[What you should do] Retype the whole listing, please, keeping every line exact and dropping the pictures.

[Records for processing]
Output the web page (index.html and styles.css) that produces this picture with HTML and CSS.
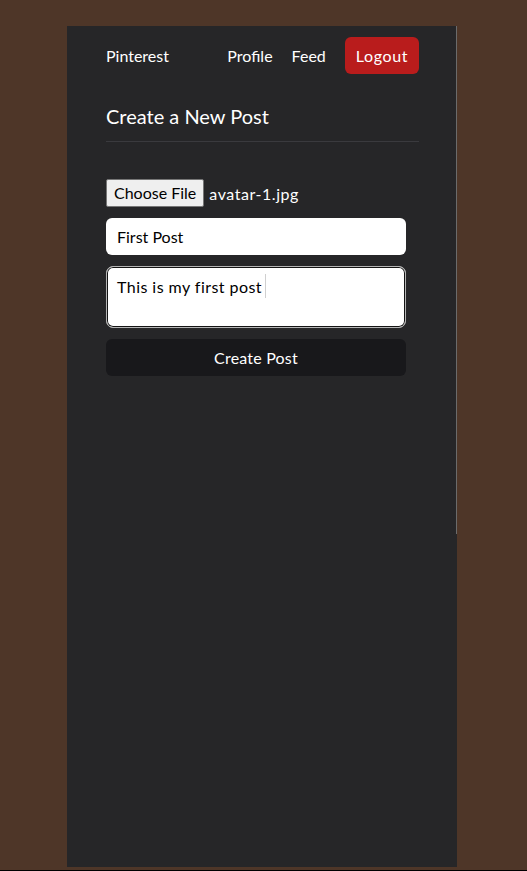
FILE: index.html
```html
<!DOCTYPE html>
<html lang="en">
<head>
<meta charset="utf-8">
<title>Create a New Post</title>
<link rel="stylesheet" href="styles.css">
</head>
<body>
<div class="stage">
  <div class="page">
    <div class="content">
      <nav class="nav">
        <a class="brand" href="#">Pinterest</a>
        <div class="nav-links">
          <a href="#">Profile</a>
          <a href="#">Feed</a>
          <a class="logout" href="#">Logout</a>
        </div>
      </nav>
      <h2 class="title">Create a New Post</h2>
      <form class="form">
        <div class="file-row">
          <span class="file-btn">Choose File</span>
          <span class="file-name">avatar-1.jpg</span>
        </div>
        <input class="field" type="text" value="First Post">
        <div class="area-wrap">
          <textarea class="area">This is my first post</textarea>
          <span class="caret"></span>
        </div>
        <button class="submit" type="button">Create Post</button>
      </form>
    </div>
  </div>
</div>
</body>
</html>
```
FILE: styles.css
```css
* { box-sizing: border-box; }
html, body { margin: 0; padding: 0; }
body {
  background: #4e3628;
  font-family: "Lato", "Open Sans", sans-serif;
  font-size: 16px;
  color: #fff;
}
.stage {
  height: 871px;
  padding: 26px 0 0 67px;
  border-bottom: 1px solid #000;
}
.page {
  width: 390px;
  height: 841px;
  background: #262628;
}
.content {
  height: 508px;
  border-right: 1px solid #6b6b6b;
  padding: 11px 37px 0 39px;
}
.nav {
  display: flex;
  align-items: center;
  justify-content: space-between;
  height: 37px;
}
.nav a { color: #fff; text-decoration: none; line-height: 21px; }
.nav-links { display: flex; align-items: center; gap: 19px; }
.nav-links .logout {
  background: #b91c1c;
  border-radius: 6px;
  padding: 8px 11px;
  display: block;
  letter-spacing: 0.6px;
}
.title {
  margin: 28px 0 0;
  font-size: 20px;
  font-weight: 400;
  line-height: 28px;
  padding-bottom: 11px;
  border-bottom: 1px solid #3a3a3e;
}
.form {
  margin-top: 37px;
  width: 300px;
  display: flex;
  flex-direction: column;
}
.file-row { display: flex; align-items: center; gap: 5px; height: 28px; }
.file-btn {
  background: #efefef;
  color: #000;
  border: 1px solid #767676;
  border-radius: 2px;
  height: 28px;
  line-height: 26px;
  padding: 0 7px;
}
.file-name { letter-spacing: 0.55px; }
.field {
  margin-top: 11px;
  height: 37px;
  border: 0;
  border-radius: 6px;
  background: #fff;
  padding: 0 11px;
  font: inherit;
  color: #000;
  outline: none;
}
.area-wrap { position: relative; margin-top: 11px; }
.area {
  display: block;
  width: 100%;
  height: 62px;
  resize: none;
  border: 1px solid #b5b5b5;
  box-shadow: inset 0 0 0 1px #141414;
  border-radius: 7px;
  padding: 9px 10px;
  font: inherit;
  letter-spacing: 0.45px;
  line-height: 22px;
  color: #000;
  background: #fff;
  outline: none;
}
.caret {
  position: absolute;
  left: 159px;
  top: 8px;
  width: 1px;
  height: 24px;
  background: #d0d0d0;
}
.submit {
  margin-top: 11px;
  height: 37px;
  border: 0;
  border-radius: 6px;
  background: #18181b;
  color: #fff;
  font: inherit;
  letter-spacing: 0.2px;
}
```
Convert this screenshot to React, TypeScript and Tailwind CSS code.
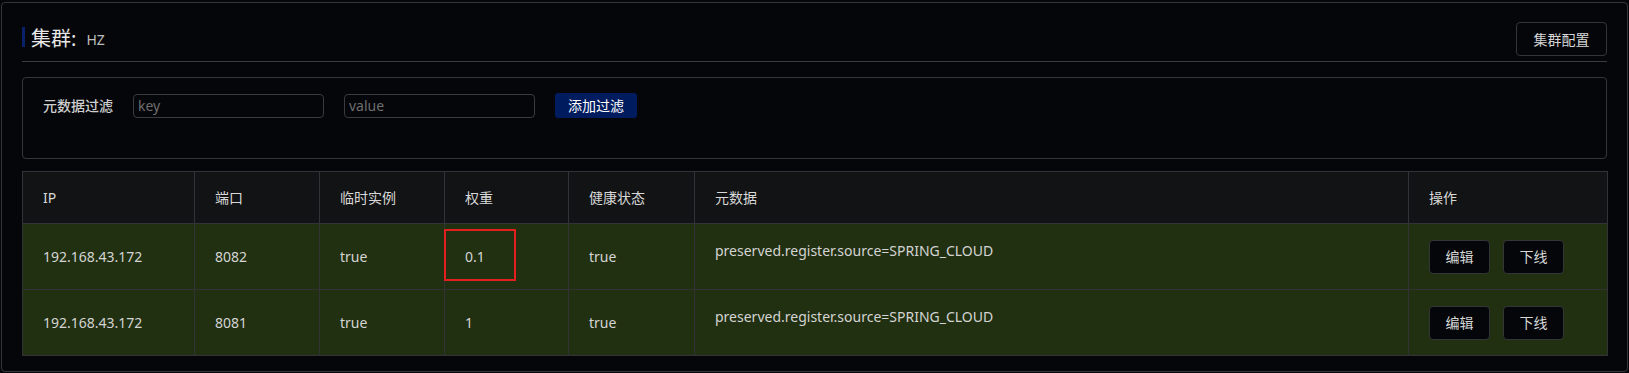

[Correct response]
Output the web page (index.html and styles.css) that produces this picture with HTML and CSS.
FILE: index.html
```html
<!DOCTYPE html>
<html lang="en">
<head>
<meta charset="utf-8">
<title>Create a New Post</title>
<link rel="stylesheet" href="styles.css">
</head>
<body>
<div class="stage">
  <div class="page">
    <div class="content">
      <nav class="nav">
        <a class="brand" href="#">Pinterest</a>
        <div class="nav-links">
          <a href="#">Profile</a>
          <a href="#">Feed</a>
          <a class="logout" href="#">Logout</a>
        </div>
      </nav>
      <h2 class="title">Create a New Post</h2>
      <form class="form">
        <div class="file-row">
          <span class="file-btn">Choose File</span>
          <span class="file-name">avatar-1.jpg</span>
        </div>
        <input class="field" type="text" value="First Post">
        <div class="area-wrap">
          <textarea class="area">This is my first post</textarea>
          <span class="caret"></span>
        </div>
        <button class="submit" type="button">Create Post</button>
      </form>
    </div>
  </div>
</div>
</body>
</html>
```
FILE: styles.css
```css
* { box-sizing: border-box; }
html, body { margin: 0; padding: 0; }
body {
  background: #4e3628;
  font-family: "Lato", "Open Sans", sans-serif;
  font-size: 16px;
  color: #fff;
}
.stage {
  height: 871px;
  padding: 26px 0 0 67px;
  border-bottom: 1px solid #000;
}
.page {
  width: 390px;
  height: 841px;
  background: #262628;
}
.content {
  height: 508px;
  border-right: 1px solid #6b6b6b;
  padding: 11px 37px 0 39px;
}
.nav {
  display: flex;
  align-items: center;
  justify-content: space-between;
  height: 37px;
}
.nav a { color: #fff; text-decoration: none; line-height: 21px; }
.nav-links { display: flex; align-items: center; gap: 19px; }
.nav-links .logout {
  background: #b91c1c;
  border-radius: 6px;
  padding: 8px 11px;
  display: block;
  letter-spacing: 0.6px;
}
.title {
  margin: 28px 0 0;
  font-size: 20px;
  font-weight: 400;
  line-height: 28px;
  padding-bottom: 11px;
  border-bottom: 1px solid #3a3a3e;
}
.form {
  margin-top: 37px;
  width: 300px;
  display: flex;
  flex-direction: column;
}
.file-row { display: flex; align-items: center; gap: 5px; height: 28px; }
.file-btn {
  background: #efefef;
  color: #000;
  border: 1px solid #767676;
  border-radius: 2px;
  height: 28px;
  line-height: 26px;
  padding: 0 7px;
}
.file-name { letter-spacing: 0.55px; }
.field {
  margin-top: 11px;
  height: 37px;
  border: 0;
  border-radius: 6px;
  background: #fff;
  padding: 0 11px;
  font: inherit;
  color: #000;
  outline: none;
}
.area-wrap { position: relative; margin-top: 11px; }
.area {
  display: block;
  width: 100%;
  height: 62px;
  resize: none;
  border: 1px solid #b5b5b5;
  box-shadow: inset 0 0 0 1px #141414;
  border-radius: 7px;
  padding: 9px 10px;
  font: inherit;
  letter-spacing: 0.45px;
  line-height: 22px;
  color: #000;
  background: #fff;
  outline: none;
}
.caret {
  position: absolute;
  left: 159px;
  top: 8px;
  width: 1px;
  height: 24px;
  background: #d0d0d0;
}
.submit {
  margin-top: 11px;
  height: 37px;
  border: 0;
  border-radius: 6px;
  background: #18181b;
  color: #fff;
  font: inherit;
  letter-spacing: 0.2px;
}
```
Convert this screenshot to React, TypeScript and Tailwind CSS code.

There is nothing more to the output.